Quand le chômage s’arrête : comment garder espoir et survivre
En Belgique comme en France, de nombreuses personnes de plus de 50 ans se retrouvent aujourd’hui confrontées à une situation brutale : la perte de leurs droits au chômage. Après des décennies de travail, de cotisations et de vie organisée autour d’une certaine stabilité, il peut sembler impensable de devoir envisager la rue comme seul horizon. Et pourtant, pour un nombre croissant de citoyens, cette perspective n’est plus une fiction. Ce n’est pas une punition personnelle : c’est la conséquence d’un système froid, qui valorise peu l’expérience passée et qui marginalise les seniors.
Cet article n’a pas vocation à noircir le tableau, mais à donner des repères et des conseils pratiques : comment protéger l’essentiel, garder sa dignité, faire face au quotidien, et surtout s’appuyer sur les structures et associations existantes. Car si la chute peut être brutale, il reste toujours des leviers pour tenir, s’adapter, et continuer à croire qu’un avenir est possible.
1. Comprendre la réalité – et l’accepter
À partir de 50 ou 55 ans, le marché du travail devient de plus en plus impitoyable. En Belgique, certains chômeurs de longue durée perdent leurs allocations après un délai maximal. En France, une fois l’allocation chômage épuisée, seule l’ASS (allocation de solidarité spécifique) ou le RSA peuvent parfois prendre le relais. Dans les deux cas, une perte brutale de revenus peut survenir. Ce n’est pas une punition individuelle, mais le résultat d’un système économique et social qui valorise la productivité immédiate. Un système froid, qui valorise peu l’expérience passée et qui marginalise les seniors. Beaucoup de seniors expérimentés se heurtent à un double rejet : par les employeurs, mais aussi parfois par les proches, mal à l’aise face à cette précarité soudaine.

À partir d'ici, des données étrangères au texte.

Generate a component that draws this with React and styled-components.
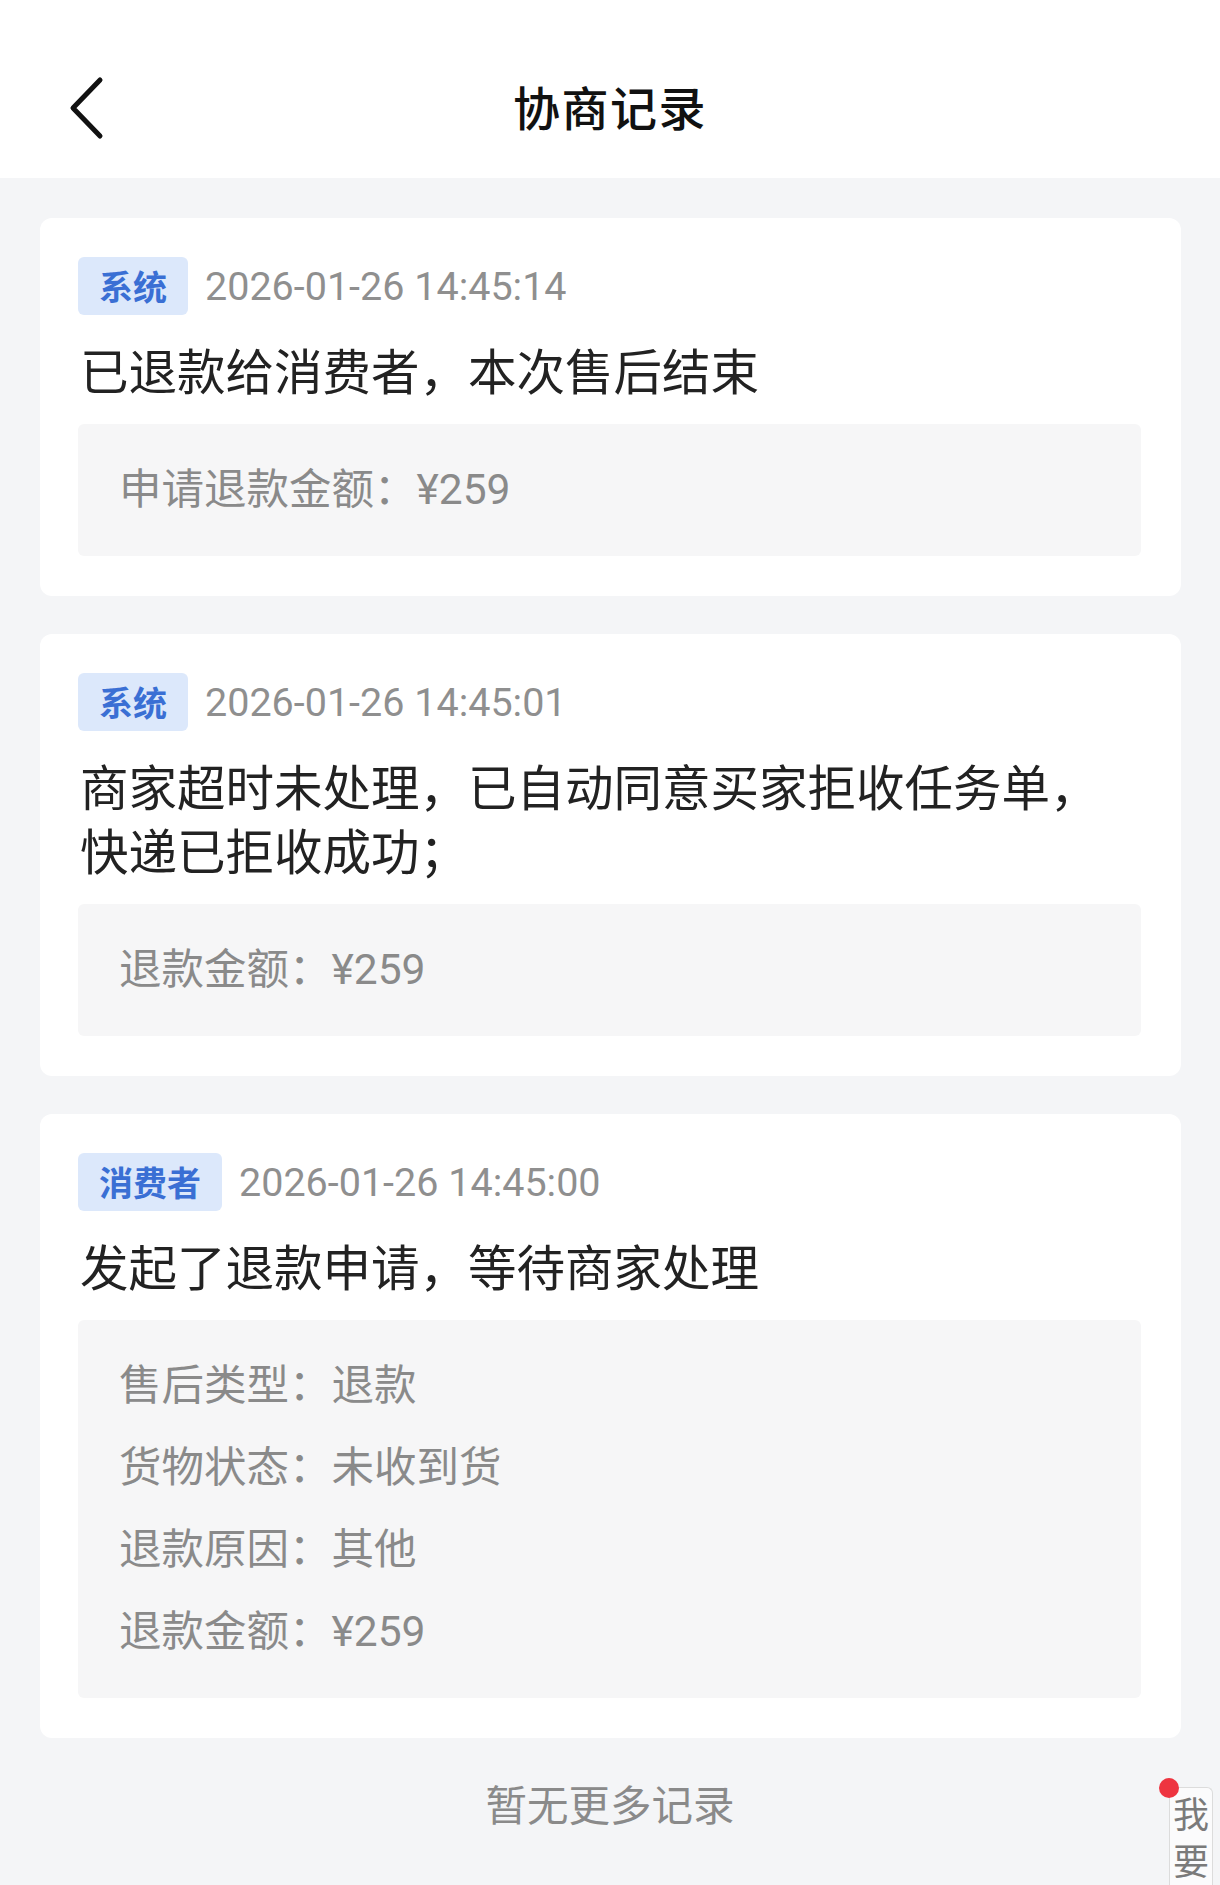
import React from "react";
import styled, { createGlobalStyle } from "styled-components";

const GlobalStyle = createGlobalStyle`
  html, body {
    margin: 0;
    padding: 0;
    background: #f4f5f7;
  }
  body {
    font-family: "Roboto", "Noto Sans CJK SC", sans-serif;
    -webkit-font-smoothing: antialiased;
  }
`;

const Page = styled.div`
  position: relative;
  width: 1220px;
  height: 1885px;
  overflow: hidden;
  background: #f4f5f7;
`;

const Header = styled.header`
  height: 178px;
  box-sizing: border-box;
  padding-top: 32px;
  background: #ffffff;
  display: grid;
  grid-template-columns: 1fr auto 1fr;
  align-items: center;
`;

const BackButton = styled.button`
  justify-self: start;
  margin-top: 6px;
  margin-left: 64px;
  width: 48px;
  height: 70px;
  padding: 0;
  border: none;
  background: transparent;
  display: flex;
  align-items: center;
  justify-content: center;
`;

const Title = styled.h1`
  margin: 0;
  font-family: "Noto Sans CJK SC", sans-serif;
  font-size: 47px;
  font-weight: 500;
  color: #111111;
  letter-spacing: 1.5px;
`;

const List = styled.main`
  display: flex;
  flex-direction: column;
  gap: 38px;
  padding: 40px 39px 0 40px;
`;

const Card = styled.section`
  background: #ffffff;
  border-radius: 12px;
  padding: 39px 40px 40px 38px;
`;

const MetaRow = styled.div`
  display: flex;
  align-items: center;
  gap: 17px;
`;

const Tag = styled.span`
  height: 58px;
  line-height: 58px;
  padding: 0 21px;
  border-radius: 6px;
  background: #dce8fb;
  color: #3a6fd4;
  font-family: "Noto Sans CJK SC", sans-serif;
  font-size: 34px;
  font-weight: 700;
`;

const Time = styled.span`
  font-family: "Roboto", sans-serif;
  font-size: 39.5px;
  color: #8f8f8f;
`;

const Message = styled.p`
  margin: 22px 0 0 2px;
  font-family: "Noto Sans CJK SC", sans-serif;
  font-size: 48.5px;
  line-height: 64px;
  color: #222222;
`;

const Detail = styled.div`
  margin-top: 23px;
  background: #f6f6f7;
  border-radius: 6px;
  padding: 25px 41px;
  display: flex;
  flex-direction: column;
`;

const DetailRow = styled.div`
  line-height: 82px;
  font-size: 42.5px;
  color: #8a8a8a;
  font-family: "Roboto", "Noto Sans CJK SC", sans-serif;
`;

const Footer = styled.div`
  margin-top: 35px;
  text-align: center;
  line-height: 60px;
  font-family: "Noto Sans CJK SC", sans-serif;
  font-size: 41.5px;
  color: #8a8a8a;
`;

const FloatTab = styled.div`
  position: absolute;
  top: 1787px;
  right: 7px;
  width: 44px;
  height: 140px;
  box-sizing: border-box;
  border: 1.5px solid #dcdcdc;
  border-bottom: none;
  border-radius: 6px 6px 0 0;
  background: #fbfbfc;
  display: flex;
  justify-content: center;
  padding-top: 8px;
`;

const TabText = styled.span`
  writing-mode: vertical-rl;
  font-family: "Noto Sans CJK SC", sans-serif;
  font-size: 36px;
  line-height: 40px;
  letter-spacing: 11px;
  color: #7a7a7a;
`;

const Dot = styled.span`
  position: absolute;
  left: -11px;
  top: -10px;
  width: 20px;
  height: 20px;
  border-radius: 50%;
  background: #ee3440;
`;

const records = [
  {
    role: "系统",
    time: "2026-01-26 14:45:14",
    message: ["已退款给消费者，本次售后结束"],
    details: ["申请退款金额：¥259"],
  },
  {
    role: "系统",
    time: "2026-01-26 14:45:01",
    message: ["商家超时未处理，已自动同意买家拒收任务单，", "快递已拒收成功；"],
    details: ["退款金额：¥259"],
  },
  {
    role: "消费者",
    time: "2026-01-26 14:45:00",
    message: ["发起了退款申请，等待商家处理"],
    details: [
      "售后类型：退款",
      "货物状态：未收到货",
      "退款原因：其他",
      "退款金额：¥259",
    ],
  },
];

function BackIcon() {
  return (
    <svg width="40" height="66" viewBox="0 0 40 66" fill="none">
      <path
        d="M32 5 L5 33 L32 61"
        stroke="#111111"
        strokeWidth="5"
        strokeLinecap="round"
        strokeLinejoin="round"
      />
    </svg>
  );
}

export default function App() {
  return (
    <>
      <GlobalStyle />
      <Page>
        <Header>
          <BackButton aria-label="返回">
            <BackIcon />
          </BackButton>
          <Title>协商记录</Title>
          <span />
        </Header>
        <List>
          {records.map((r, i) => (
            <Card key={i}>
              <MetaRow>
                <Tag>{r.role}</Tag>
                <Time>{r.time}</Time>
              </MetaRow>
              <Message>
                {r.message.map((line, j) => (
                  <React.Fragment key={j}>
                    {j > 0 && <br />}
                    {line}
                  </React.Fragment>
                ))}
              </Message>
              <Detail>
                {r.details.map((d, j) => (
                  <DetailRow key={j}>{d}</DetailRow>
                ))}
              </Detail>
            </Card>
          ))}
        </List>
        <Footer>暂无更多记录</Footer>
        <FloatTab>
          <Dot />
          <TabText>我要</TabText>
        </FloatTab>
      </Page>
    </>
  );
}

Faire le deuil sans s’effondrer
- Reconnaître la perte : Certains projets, souvenirs ou même compagnons de vie (animaux, logement) ne reviendront pas.
- Valoriser son vécu : Votre parcours n’est pas effacé ; il forge votre résilience.
- Redéfinir son identité : Vous êtes plus que votre statut : un parent, un ami, un citoyen, un témoin.

2. Protéger ce qui compte encore
Avant même de penser à « survivre », il est vital de sécuriser les bases :
- Papiers et identité : Gardez toujours vos documents officiels dans une pochette étanche. Sans eux, impossible d’obtenir une aide sociale.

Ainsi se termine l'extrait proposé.